Reproduce, character for character, the lines below from the first through the one with "['ダウンロード', '送信先...', 'コピー先...', '名前変更', '移動へ...', '削除'];". Leave pictures out.

====

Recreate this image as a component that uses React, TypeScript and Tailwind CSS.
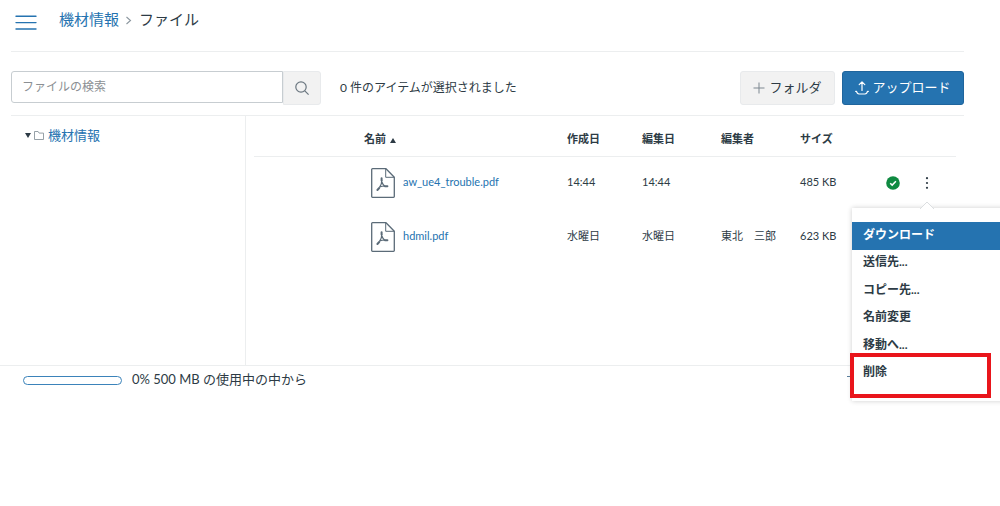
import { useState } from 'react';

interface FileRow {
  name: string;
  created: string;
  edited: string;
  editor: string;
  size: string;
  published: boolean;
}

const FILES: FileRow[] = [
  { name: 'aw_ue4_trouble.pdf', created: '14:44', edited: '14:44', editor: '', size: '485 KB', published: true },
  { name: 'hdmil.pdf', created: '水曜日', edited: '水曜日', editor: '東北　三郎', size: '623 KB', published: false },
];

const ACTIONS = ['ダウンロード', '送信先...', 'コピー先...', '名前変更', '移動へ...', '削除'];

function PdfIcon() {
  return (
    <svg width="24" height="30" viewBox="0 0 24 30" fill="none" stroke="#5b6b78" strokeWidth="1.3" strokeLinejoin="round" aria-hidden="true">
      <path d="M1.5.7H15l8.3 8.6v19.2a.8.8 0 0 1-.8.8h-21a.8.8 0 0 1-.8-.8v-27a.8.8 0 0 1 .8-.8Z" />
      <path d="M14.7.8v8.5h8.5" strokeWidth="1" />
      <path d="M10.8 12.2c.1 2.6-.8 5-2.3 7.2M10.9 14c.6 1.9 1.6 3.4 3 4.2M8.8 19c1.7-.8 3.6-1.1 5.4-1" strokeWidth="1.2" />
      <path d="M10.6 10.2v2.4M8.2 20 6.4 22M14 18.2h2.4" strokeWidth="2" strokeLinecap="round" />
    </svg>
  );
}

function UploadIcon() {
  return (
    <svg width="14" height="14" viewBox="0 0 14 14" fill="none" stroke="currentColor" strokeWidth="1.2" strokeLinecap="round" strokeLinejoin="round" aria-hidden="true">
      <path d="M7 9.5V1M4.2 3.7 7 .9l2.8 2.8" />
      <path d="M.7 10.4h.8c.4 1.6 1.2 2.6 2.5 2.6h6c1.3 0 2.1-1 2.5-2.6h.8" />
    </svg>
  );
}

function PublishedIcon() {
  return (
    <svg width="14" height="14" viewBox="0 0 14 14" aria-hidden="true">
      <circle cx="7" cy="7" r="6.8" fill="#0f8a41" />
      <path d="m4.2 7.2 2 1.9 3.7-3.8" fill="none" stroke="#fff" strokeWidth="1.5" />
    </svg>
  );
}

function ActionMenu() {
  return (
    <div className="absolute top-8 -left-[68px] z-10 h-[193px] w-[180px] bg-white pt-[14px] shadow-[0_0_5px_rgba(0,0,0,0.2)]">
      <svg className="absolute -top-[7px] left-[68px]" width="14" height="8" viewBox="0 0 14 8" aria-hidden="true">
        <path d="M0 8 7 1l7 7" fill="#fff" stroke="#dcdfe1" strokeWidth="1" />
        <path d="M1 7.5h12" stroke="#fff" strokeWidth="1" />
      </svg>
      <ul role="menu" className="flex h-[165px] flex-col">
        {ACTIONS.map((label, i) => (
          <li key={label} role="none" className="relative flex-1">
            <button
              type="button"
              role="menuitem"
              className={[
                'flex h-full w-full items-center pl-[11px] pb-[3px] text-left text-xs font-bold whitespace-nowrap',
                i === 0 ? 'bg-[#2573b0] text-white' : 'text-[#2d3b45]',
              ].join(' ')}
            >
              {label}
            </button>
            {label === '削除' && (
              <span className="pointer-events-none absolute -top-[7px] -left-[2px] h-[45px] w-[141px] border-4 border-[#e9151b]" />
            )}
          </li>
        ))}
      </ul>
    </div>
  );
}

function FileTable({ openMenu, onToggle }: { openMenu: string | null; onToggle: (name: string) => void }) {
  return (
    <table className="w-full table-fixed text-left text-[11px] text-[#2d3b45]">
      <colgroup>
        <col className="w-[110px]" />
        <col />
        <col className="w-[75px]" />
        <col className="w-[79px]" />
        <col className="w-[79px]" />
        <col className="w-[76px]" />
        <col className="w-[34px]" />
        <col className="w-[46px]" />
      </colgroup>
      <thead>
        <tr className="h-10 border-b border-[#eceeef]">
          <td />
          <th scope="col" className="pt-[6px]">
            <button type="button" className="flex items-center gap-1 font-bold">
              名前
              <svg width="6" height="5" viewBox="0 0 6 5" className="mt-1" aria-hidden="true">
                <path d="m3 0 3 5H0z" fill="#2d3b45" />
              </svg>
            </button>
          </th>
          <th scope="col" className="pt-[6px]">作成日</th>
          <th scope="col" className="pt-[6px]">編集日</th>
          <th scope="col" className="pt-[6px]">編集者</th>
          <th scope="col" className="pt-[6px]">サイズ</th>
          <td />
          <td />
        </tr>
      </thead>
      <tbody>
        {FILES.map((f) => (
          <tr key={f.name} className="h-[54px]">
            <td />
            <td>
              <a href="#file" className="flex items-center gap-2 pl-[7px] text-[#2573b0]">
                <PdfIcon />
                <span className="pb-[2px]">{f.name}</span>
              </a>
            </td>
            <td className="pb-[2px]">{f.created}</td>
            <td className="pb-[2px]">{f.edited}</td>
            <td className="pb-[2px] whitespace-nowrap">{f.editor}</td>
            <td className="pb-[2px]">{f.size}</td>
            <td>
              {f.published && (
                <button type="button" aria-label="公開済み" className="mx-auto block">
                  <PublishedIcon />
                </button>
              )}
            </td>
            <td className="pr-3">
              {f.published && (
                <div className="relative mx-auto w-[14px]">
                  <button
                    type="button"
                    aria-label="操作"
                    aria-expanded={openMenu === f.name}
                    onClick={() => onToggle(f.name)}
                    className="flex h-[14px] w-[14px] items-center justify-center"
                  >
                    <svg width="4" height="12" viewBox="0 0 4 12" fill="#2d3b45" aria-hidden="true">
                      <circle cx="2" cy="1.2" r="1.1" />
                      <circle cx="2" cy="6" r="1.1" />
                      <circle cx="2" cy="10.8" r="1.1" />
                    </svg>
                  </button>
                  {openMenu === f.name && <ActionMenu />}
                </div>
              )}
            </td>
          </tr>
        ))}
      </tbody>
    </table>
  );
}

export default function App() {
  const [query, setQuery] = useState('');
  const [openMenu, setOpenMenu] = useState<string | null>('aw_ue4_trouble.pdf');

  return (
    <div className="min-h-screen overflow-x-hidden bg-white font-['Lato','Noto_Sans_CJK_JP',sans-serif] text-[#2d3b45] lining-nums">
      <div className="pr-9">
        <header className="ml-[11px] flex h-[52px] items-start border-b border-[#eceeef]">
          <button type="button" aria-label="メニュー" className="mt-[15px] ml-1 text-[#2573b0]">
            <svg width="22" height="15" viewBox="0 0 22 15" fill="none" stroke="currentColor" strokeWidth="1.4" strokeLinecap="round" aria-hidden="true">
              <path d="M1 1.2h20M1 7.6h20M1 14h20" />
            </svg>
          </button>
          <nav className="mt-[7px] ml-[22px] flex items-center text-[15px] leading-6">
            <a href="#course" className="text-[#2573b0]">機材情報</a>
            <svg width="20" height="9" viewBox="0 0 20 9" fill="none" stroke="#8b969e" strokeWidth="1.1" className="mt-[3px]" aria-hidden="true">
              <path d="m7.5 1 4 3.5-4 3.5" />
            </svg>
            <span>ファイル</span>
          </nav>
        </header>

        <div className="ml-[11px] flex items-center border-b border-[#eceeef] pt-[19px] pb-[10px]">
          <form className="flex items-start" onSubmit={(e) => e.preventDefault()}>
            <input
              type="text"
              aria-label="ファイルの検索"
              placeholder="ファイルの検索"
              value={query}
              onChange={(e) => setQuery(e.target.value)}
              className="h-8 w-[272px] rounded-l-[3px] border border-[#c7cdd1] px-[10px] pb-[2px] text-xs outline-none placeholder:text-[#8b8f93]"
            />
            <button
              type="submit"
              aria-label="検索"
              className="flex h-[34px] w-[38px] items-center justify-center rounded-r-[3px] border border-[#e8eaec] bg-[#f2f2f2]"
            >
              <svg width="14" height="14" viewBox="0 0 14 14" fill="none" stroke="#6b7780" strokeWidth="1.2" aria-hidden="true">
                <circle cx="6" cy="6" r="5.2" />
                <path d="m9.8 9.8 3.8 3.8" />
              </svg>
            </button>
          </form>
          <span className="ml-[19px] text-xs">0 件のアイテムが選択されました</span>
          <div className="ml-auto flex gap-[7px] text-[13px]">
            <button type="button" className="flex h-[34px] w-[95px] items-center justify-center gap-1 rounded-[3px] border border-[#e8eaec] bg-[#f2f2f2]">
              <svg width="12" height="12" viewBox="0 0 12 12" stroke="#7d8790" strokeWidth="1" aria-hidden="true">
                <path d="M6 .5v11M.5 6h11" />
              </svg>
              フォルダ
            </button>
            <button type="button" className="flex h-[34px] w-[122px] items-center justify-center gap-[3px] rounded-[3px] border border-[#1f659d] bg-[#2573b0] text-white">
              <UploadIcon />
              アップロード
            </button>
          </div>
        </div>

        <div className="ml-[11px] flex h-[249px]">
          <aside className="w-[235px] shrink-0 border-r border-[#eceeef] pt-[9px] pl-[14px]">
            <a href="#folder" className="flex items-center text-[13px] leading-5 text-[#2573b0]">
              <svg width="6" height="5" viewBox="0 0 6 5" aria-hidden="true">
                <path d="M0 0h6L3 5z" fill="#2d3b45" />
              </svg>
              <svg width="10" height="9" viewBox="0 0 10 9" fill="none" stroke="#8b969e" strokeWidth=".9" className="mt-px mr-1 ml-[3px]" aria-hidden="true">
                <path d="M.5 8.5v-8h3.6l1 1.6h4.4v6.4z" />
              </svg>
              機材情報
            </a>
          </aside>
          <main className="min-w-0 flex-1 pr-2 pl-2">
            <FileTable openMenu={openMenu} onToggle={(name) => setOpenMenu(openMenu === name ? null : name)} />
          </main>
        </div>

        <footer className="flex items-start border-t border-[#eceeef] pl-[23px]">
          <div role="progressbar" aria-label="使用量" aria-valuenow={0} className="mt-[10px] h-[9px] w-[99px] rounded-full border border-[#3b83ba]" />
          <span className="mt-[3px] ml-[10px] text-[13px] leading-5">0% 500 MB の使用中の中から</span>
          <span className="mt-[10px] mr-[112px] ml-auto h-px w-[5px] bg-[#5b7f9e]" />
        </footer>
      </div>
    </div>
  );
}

====

#### [Complete output]
Recreate this image as a component that uses React, TypeScript and Tailwind CSS.
import { useState } from 'react';

interface FileRow {
  name: string;
  created: string;
  edited: string;
  editor: string;
  size: string;
  published: boolean;
}

const FILES: FileRow[] = [
  { name: 'aw_ue4_trouble.pdf', created: '14:44', edited: '14:44', editor: '', size: '485 KB', published: true },
  { name: 'hdmil.pdf', created: '水曜日', edited: '水曜日', editor: '東北　三郎', size: '623 KB', published: false },
];

const ACTIONS = ['ダウンロード', '送信先...', 'コピー先...', '名前変更', '移動へ...', '削除'];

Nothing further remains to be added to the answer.